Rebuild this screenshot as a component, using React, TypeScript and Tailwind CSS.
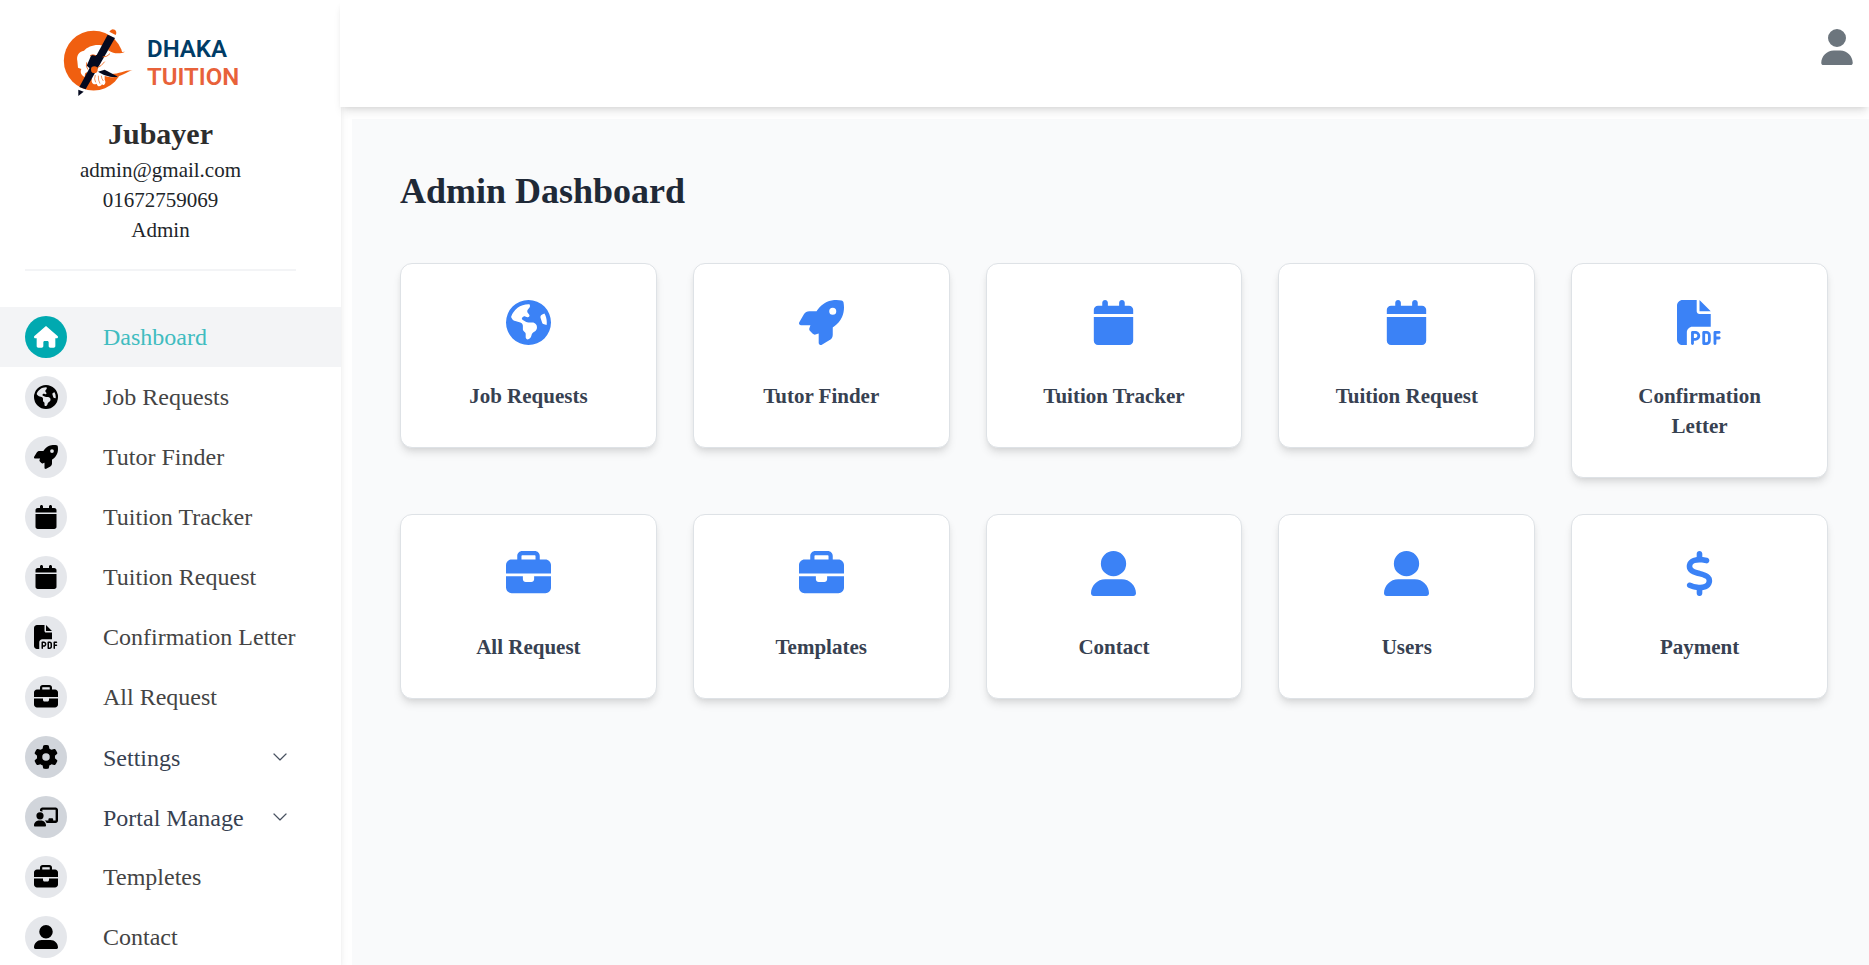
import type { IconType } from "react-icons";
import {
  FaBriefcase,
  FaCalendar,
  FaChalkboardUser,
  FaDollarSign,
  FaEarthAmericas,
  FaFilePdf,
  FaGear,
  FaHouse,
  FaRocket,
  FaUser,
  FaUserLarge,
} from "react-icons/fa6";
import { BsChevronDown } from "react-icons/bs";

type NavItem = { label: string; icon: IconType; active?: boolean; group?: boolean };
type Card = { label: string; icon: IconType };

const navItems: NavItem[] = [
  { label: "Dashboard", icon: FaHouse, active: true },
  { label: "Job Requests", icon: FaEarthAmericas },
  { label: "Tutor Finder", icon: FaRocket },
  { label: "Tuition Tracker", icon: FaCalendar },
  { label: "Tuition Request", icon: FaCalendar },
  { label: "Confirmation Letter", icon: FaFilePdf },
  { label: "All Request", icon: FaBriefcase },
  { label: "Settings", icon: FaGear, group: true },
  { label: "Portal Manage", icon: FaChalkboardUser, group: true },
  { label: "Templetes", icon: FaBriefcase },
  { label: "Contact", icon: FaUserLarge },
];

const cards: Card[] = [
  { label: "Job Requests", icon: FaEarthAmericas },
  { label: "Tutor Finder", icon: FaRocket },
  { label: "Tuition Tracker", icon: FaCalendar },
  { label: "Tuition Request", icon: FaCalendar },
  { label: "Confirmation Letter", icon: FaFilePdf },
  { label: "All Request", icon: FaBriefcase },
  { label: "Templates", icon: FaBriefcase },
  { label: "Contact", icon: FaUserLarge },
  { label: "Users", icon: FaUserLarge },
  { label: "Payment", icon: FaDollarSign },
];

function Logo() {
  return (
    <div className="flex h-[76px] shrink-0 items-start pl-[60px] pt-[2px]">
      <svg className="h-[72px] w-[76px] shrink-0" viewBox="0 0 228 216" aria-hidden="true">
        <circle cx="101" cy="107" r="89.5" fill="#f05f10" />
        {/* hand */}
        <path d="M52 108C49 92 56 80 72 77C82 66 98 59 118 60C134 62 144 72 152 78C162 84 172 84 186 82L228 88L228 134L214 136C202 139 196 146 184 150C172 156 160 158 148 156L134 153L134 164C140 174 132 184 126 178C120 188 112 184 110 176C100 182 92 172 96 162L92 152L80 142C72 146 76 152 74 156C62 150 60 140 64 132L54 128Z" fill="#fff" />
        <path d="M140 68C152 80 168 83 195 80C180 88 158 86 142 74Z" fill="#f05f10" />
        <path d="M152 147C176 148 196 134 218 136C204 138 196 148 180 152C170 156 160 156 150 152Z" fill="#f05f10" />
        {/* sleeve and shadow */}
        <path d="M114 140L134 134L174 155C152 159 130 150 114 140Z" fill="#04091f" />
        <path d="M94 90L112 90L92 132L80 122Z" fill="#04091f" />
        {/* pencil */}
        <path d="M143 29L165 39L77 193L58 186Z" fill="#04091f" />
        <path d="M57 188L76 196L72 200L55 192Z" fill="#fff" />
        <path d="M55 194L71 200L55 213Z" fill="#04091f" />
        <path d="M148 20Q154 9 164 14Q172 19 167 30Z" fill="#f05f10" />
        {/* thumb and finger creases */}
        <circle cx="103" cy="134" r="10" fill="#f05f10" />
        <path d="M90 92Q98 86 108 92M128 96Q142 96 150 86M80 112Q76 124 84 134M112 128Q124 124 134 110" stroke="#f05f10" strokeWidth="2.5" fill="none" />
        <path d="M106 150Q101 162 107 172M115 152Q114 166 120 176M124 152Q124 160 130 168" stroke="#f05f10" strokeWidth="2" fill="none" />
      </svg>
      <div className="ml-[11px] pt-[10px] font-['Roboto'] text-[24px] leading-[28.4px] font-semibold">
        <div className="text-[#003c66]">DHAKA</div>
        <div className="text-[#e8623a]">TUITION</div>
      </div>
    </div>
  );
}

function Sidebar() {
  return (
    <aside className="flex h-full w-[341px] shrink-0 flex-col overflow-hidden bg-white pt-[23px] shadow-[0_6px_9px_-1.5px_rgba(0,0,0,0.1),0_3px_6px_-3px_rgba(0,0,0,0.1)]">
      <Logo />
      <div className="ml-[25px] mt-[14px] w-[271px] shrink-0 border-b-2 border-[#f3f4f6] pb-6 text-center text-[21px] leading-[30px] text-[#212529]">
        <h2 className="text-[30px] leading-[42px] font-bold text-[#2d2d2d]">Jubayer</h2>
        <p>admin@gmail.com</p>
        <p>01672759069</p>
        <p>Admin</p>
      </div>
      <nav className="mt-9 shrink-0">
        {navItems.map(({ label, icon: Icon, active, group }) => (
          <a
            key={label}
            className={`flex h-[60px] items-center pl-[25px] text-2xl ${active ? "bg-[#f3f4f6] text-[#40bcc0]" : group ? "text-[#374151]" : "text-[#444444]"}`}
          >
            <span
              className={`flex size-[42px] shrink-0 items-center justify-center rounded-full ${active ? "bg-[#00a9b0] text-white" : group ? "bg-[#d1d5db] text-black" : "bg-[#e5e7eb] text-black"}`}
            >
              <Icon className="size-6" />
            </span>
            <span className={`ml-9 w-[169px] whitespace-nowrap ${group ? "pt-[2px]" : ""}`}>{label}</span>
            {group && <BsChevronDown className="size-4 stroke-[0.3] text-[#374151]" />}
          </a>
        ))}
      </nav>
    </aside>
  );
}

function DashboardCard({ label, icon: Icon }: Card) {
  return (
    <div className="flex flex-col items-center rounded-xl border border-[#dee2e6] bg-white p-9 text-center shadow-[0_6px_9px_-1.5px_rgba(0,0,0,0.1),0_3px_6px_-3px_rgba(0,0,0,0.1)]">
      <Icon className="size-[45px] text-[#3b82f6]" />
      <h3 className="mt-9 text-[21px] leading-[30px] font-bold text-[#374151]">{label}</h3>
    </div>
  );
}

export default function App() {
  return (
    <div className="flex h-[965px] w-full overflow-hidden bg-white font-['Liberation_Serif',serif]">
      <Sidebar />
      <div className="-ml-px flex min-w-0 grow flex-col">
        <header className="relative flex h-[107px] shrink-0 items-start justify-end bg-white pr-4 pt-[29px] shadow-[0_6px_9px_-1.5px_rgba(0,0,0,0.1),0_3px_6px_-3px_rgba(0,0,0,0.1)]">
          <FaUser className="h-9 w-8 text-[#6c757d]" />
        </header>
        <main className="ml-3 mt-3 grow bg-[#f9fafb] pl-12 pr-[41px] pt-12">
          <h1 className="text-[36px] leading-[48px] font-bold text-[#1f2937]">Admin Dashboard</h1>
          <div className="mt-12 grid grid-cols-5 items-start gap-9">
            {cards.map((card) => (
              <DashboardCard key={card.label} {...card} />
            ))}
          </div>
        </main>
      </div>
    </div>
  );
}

——

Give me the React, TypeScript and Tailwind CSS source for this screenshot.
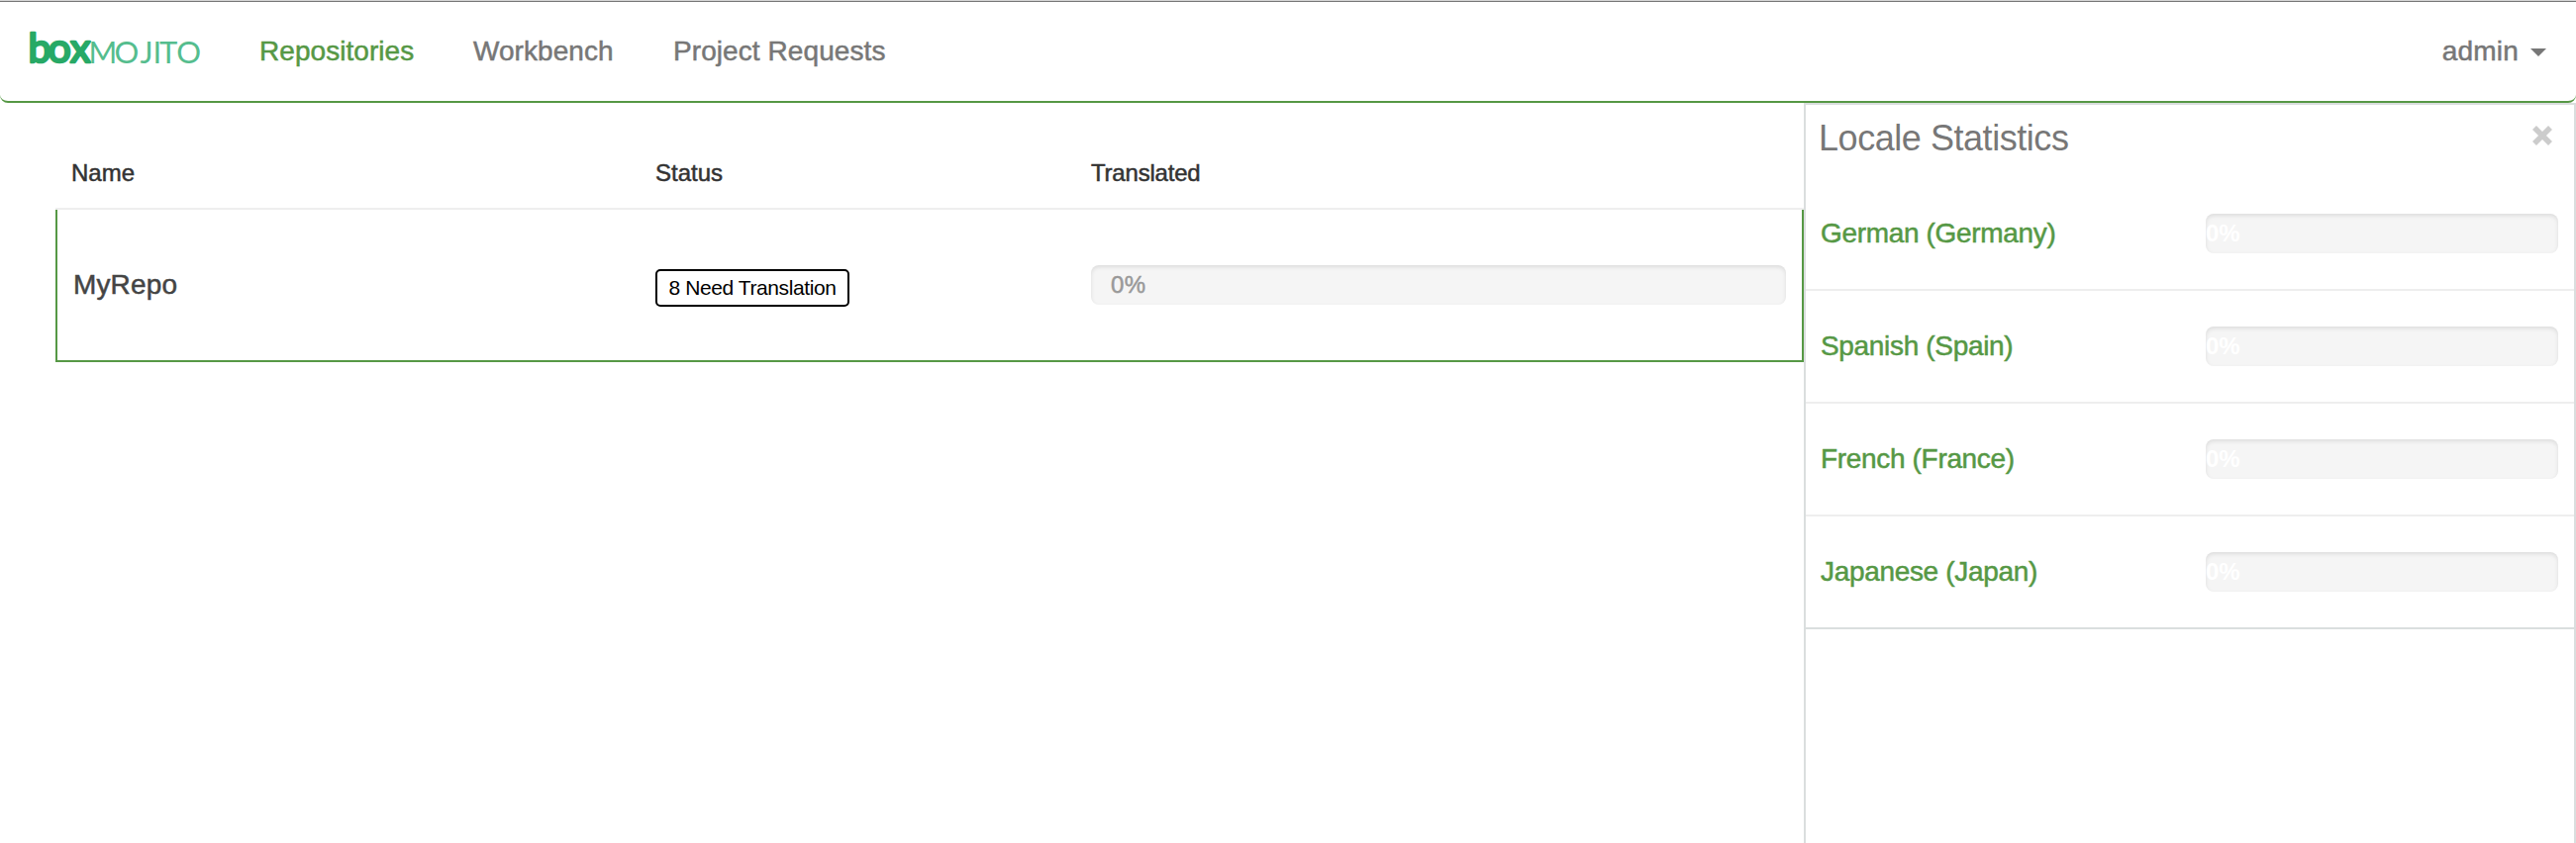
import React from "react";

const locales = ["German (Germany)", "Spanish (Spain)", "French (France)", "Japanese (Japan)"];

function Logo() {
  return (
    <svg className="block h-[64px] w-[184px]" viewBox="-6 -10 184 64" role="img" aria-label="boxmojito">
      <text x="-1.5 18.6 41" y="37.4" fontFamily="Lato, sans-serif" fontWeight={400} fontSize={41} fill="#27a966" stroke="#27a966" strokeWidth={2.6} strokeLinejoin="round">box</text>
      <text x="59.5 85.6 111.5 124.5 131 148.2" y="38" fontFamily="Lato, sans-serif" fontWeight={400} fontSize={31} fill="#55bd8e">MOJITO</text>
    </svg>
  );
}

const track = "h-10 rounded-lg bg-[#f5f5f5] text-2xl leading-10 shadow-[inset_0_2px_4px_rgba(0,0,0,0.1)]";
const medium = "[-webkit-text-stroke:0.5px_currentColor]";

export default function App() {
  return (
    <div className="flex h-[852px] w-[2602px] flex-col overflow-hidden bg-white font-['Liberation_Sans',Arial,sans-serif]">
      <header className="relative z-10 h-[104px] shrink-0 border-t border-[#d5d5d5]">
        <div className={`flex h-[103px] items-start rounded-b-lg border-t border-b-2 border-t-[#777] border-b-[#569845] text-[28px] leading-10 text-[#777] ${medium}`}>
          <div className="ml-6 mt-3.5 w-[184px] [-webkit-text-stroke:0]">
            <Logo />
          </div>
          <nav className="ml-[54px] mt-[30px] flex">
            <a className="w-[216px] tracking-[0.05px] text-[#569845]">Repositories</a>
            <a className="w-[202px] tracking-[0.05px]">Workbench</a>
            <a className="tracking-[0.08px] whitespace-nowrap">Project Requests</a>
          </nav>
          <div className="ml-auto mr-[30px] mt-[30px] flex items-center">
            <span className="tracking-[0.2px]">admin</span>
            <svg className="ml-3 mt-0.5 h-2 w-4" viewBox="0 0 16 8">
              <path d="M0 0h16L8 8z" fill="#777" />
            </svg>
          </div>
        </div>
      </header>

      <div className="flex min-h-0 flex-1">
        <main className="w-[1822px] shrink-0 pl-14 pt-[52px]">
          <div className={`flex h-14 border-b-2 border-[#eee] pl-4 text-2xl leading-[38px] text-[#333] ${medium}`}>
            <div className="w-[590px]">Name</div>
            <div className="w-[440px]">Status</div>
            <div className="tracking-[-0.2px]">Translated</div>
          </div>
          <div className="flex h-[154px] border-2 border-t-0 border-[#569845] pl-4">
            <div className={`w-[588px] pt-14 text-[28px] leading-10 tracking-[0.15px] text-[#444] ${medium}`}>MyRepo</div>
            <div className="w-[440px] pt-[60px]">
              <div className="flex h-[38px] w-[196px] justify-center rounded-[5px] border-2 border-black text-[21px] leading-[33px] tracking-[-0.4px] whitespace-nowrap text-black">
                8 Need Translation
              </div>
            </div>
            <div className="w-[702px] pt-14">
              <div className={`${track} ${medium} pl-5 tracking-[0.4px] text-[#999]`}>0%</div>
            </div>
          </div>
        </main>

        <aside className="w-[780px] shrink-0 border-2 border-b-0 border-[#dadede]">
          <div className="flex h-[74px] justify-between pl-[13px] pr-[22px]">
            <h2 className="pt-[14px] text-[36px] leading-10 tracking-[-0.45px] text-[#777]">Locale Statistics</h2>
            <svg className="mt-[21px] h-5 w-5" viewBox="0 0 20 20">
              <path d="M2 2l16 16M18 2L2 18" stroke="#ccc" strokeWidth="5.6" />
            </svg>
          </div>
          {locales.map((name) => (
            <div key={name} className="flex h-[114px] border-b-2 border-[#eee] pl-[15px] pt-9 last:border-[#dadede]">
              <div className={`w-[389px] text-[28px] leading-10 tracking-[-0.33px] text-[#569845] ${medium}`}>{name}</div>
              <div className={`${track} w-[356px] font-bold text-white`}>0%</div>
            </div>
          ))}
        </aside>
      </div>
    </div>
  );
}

——

• **DO THIS**
Pull out all lines containing the word "Tailwind" from the entries above.

• **ANSWER FOR THIS EXERCISE**
Rebuild this screenshot as a component, using React, TypeScript and Tailwind CSS.
Give me the React, TypeScript and Tailwind CSS source for this screenshot.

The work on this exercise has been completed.